Tolkien rather warns us off the task of examining the bones in an attempt to determine the nature of the ox from which the soup is made. “The history of fairy-stories is: probably more complex than the physical history of the human race, and as complex as the history of human language.” He warns us that “the intricate web of Story is now beyond all the skill but that of the elves to unravel it.” Certainly, the recipe for Tolkien’s “Cauldron of Story” was very, very complex. Its bones and bits were drawn from a vast range of histories, myths, tales, folklore and sagas. To this was added the magical ingredient of pure invention.
This book is essentially an alphabetical dictionary or an illustrated index of ingredients of that Pot of Soup in the Cauldron of Story. It is arranged in such a way as to give anyone from the casual diner to the seasoned gourmet a means of dipping into and tracing a specific taste or aroma of this wonderful soup back to its original bones and “bits, dainty and undainty.”

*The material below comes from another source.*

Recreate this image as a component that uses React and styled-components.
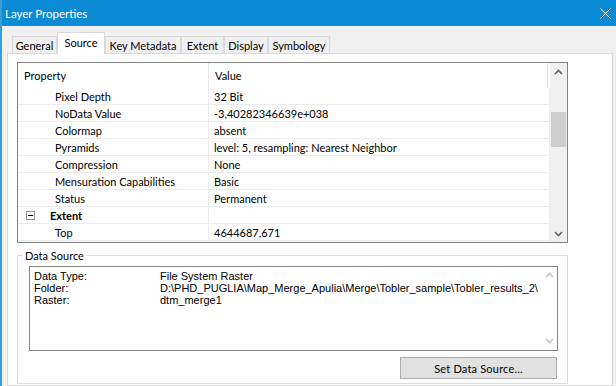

Through tracing these sources of inspiration in Tolkien’s world—as well as its shared themes and motifs—it is hoped readers may appreciate the archetypal dimension of myth and legend that so enthralled Tolkien throughout his life. The richness of this heritage is evident in his tales and the vast mythological structures of his complex yet minutely detailed imaginary world. Tolkien was deeply committed to the study of the ancient wisdom of the soul as preserved in myth and legend. This was one of the most profound aspects of Tolkien’s genius as an author. He combined a natural storyteller’s ability and inventiveness with a scholar’s capacity to draw on the deep well of myth, legend, literature, language, and history. He breathed life into ancient traditions that but for him, would have remained forever unknown to millions of modern readers.